## [Requirement]
Locate every line in the material below that has the word "styles". Copy each of those lines.

## [Data shown]
#####

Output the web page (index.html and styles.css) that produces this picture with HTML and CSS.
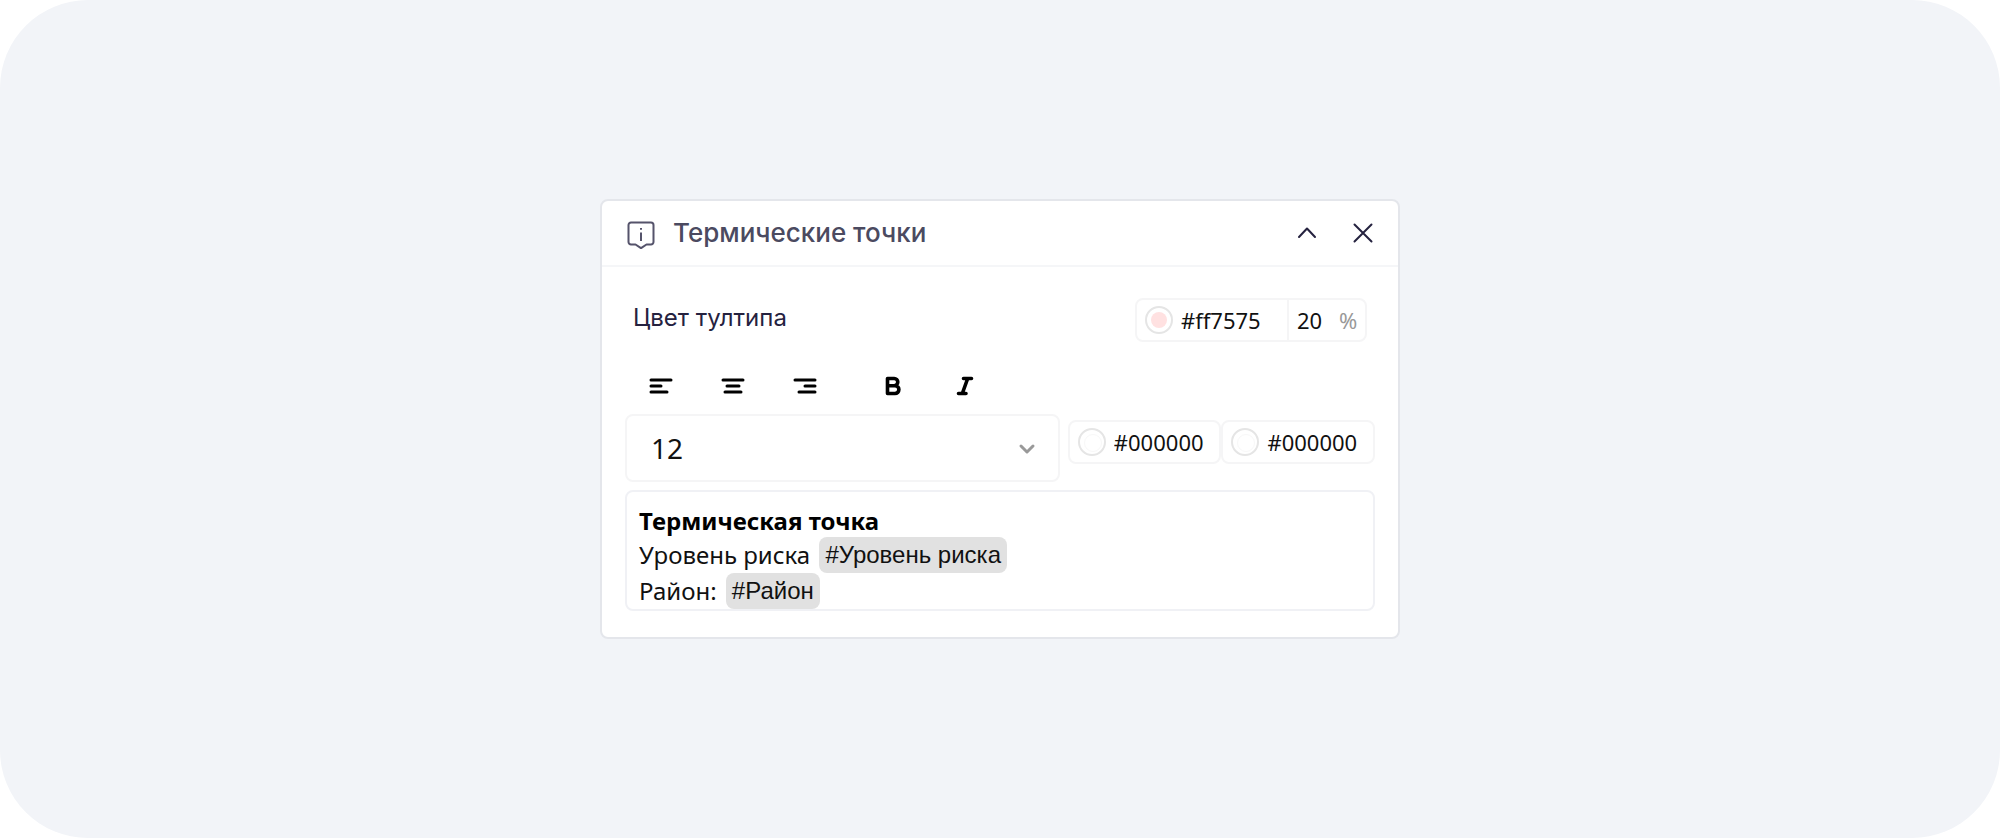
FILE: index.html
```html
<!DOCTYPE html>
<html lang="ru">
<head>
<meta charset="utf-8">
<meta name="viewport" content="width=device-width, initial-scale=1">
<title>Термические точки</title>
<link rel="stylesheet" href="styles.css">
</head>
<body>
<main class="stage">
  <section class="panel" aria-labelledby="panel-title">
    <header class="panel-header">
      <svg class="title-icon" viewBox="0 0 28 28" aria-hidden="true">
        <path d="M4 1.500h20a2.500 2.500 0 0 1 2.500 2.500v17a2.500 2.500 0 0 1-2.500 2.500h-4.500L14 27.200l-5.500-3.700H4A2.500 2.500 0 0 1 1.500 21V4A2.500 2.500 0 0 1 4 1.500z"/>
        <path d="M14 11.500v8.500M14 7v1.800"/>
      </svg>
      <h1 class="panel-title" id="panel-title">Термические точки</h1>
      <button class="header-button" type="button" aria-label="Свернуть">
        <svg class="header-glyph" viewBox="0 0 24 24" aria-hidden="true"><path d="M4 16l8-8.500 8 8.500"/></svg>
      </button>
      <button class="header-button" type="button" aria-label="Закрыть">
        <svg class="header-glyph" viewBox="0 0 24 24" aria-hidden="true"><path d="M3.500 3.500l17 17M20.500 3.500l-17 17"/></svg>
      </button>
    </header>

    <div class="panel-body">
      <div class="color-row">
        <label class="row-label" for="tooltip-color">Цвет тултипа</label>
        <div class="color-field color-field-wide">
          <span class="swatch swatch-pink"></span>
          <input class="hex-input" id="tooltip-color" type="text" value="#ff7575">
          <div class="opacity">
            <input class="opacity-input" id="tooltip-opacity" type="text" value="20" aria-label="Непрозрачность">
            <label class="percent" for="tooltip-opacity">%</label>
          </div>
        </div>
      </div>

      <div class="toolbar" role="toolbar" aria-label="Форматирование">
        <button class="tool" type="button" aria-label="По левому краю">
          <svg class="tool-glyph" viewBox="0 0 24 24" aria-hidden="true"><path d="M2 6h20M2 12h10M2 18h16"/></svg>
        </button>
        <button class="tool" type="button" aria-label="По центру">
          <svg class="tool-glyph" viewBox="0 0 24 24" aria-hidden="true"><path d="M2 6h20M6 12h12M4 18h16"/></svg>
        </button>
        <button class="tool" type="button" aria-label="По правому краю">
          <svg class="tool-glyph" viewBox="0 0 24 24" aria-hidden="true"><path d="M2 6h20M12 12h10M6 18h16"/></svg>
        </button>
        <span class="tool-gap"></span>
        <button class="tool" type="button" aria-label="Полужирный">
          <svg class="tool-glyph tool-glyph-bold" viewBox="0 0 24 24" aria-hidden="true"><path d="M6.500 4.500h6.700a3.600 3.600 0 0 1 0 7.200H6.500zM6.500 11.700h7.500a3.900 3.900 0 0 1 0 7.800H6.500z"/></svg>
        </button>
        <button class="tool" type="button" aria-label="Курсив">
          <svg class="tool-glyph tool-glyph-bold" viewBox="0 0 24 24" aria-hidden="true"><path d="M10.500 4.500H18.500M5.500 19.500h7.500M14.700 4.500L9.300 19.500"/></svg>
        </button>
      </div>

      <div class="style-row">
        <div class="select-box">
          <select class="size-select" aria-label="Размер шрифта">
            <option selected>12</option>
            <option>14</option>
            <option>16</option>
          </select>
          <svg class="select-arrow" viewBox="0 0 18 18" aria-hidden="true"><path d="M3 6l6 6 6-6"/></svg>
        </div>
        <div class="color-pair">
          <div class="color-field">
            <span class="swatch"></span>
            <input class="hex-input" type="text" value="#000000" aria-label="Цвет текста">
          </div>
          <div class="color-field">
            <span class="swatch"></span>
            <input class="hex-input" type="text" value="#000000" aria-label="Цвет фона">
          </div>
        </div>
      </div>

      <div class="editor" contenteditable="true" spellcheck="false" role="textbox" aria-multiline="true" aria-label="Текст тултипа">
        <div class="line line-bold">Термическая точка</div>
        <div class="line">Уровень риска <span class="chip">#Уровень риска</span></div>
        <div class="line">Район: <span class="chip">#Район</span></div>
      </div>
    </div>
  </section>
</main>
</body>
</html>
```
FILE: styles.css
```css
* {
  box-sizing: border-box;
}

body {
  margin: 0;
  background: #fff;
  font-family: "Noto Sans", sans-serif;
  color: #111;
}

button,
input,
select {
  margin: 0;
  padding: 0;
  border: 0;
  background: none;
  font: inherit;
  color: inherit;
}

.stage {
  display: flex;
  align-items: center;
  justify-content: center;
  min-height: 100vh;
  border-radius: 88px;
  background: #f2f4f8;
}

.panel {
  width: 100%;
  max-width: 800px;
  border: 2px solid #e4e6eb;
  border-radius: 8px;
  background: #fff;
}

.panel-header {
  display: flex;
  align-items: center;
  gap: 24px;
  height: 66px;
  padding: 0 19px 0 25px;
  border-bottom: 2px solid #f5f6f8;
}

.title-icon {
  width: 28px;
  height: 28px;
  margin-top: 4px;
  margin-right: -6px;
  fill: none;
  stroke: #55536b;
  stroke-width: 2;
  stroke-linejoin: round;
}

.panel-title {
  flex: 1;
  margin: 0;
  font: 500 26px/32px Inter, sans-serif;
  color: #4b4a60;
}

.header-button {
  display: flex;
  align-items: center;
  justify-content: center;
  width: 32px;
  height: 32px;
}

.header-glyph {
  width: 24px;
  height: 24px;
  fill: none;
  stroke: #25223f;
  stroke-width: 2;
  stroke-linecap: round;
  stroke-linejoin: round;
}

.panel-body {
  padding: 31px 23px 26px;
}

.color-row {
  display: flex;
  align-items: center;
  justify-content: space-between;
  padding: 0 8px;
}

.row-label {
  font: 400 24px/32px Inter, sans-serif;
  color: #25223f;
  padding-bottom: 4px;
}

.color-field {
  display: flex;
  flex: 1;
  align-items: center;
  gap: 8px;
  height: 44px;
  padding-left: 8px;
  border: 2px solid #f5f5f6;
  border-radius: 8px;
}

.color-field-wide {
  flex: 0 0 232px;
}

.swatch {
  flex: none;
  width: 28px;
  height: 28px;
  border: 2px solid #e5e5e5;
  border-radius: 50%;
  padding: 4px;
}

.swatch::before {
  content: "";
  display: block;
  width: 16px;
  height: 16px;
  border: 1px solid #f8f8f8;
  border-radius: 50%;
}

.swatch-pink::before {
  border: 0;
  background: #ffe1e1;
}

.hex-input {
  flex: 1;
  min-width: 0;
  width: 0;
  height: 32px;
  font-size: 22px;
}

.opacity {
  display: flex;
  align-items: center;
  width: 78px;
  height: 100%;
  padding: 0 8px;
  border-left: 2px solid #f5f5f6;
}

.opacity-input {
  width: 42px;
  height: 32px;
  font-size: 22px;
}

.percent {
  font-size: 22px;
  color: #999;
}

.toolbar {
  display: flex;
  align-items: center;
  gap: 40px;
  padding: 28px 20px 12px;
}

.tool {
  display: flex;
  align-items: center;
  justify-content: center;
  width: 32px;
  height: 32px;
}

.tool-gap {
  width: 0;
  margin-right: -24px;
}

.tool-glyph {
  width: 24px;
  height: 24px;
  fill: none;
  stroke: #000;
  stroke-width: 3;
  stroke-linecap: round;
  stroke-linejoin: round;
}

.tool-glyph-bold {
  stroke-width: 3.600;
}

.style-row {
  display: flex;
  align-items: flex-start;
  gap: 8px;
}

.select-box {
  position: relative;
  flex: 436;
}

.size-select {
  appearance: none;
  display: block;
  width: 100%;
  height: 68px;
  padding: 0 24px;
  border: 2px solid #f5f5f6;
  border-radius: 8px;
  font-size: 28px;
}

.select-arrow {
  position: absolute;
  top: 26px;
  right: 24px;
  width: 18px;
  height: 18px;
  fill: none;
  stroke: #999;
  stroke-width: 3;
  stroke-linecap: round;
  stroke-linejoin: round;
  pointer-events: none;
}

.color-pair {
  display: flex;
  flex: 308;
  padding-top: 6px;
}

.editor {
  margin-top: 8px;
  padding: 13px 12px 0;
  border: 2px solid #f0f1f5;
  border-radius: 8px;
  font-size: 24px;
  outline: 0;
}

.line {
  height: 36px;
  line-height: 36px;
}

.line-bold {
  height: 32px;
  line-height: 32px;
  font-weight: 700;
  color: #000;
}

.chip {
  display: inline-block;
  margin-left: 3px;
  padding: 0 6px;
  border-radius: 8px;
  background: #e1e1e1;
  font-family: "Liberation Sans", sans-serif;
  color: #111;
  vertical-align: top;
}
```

#####

## [Result of this task]
Output the web page (index.html and styles.css) that produces this picture with HTML and CSS.
<link rel="stylesheet" href="styles.css">
FILE: styles.css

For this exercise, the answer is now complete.